Your goal: Spot each line that carries the word "styles"; copy those lines.
>> Begin Dataset section
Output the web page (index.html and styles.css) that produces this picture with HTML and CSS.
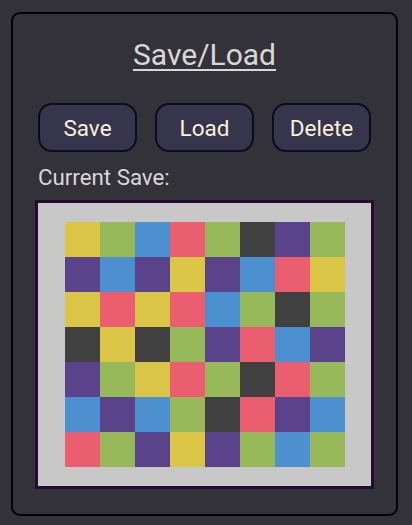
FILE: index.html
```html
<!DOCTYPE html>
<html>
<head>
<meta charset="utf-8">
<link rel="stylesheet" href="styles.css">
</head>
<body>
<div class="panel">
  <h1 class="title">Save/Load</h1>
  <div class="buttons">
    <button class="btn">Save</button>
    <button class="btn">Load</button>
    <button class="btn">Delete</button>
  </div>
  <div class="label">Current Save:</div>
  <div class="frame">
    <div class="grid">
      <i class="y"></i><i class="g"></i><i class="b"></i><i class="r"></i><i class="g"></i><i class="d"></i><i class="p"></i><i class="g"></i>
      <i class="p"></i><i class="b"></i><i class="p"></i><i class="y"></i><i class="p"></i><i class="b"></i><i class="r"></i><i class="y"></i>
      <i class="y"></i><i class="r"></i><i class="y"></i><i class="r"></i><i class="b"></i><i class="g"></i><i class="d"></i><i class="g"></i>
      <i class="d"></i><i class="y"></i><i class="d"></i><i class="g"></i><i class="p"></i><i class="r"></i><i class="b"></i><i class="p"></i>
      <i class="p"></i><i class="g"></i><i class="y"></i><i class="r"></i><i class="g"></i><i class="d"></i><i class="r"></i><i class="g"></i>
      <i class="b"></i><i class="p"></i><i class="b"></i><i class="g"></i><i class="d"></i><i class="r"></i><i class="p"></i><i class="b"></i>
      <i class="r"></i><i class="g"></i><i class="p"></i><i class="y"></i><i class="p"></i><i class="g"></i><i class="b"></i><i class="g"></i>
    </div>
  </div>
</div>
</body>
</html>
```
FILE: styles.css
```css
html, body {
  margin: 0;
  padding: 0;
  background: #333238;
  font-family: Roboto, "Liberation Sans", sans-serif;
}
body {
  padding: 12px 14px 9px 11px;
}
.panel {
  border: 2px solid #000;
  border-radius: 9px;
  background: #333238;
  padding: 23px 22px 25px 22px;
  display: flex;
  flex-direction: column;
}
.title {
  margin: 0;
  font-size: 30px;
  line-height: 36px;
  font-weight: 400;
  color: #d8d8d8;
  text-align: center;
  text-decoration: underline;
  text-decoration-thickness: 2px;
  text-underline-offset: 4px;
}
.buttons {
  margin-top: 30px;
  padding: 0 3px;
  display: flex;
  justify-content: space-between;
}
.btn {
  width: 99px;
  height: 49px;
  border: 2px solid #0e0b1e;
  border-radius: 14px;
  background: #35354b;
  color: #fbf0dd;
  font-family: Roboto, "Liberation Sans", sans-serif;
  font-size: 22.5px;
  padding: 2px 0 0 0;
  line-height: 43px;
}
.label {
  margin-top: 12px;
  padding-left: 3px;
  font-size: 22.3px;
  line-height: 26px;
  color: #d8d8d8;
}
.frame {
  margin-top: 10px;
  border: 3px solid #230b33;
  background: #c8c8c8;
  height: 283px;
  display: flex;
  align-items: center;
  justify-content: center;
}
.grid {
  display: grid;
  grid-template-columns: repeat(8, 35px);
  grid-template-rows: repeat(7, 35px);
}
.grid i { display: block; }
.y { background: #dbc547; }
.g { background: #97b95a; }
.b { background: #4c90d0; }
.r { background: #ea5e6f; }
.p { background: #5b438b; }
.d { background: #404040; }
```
>> End Dataset section
Exercise answer:
Output the web page (index.html and styles.css) that produces this picture with HTML and CSS.
<link rel="stylesheet" href="styles.css">
FILE: styles.css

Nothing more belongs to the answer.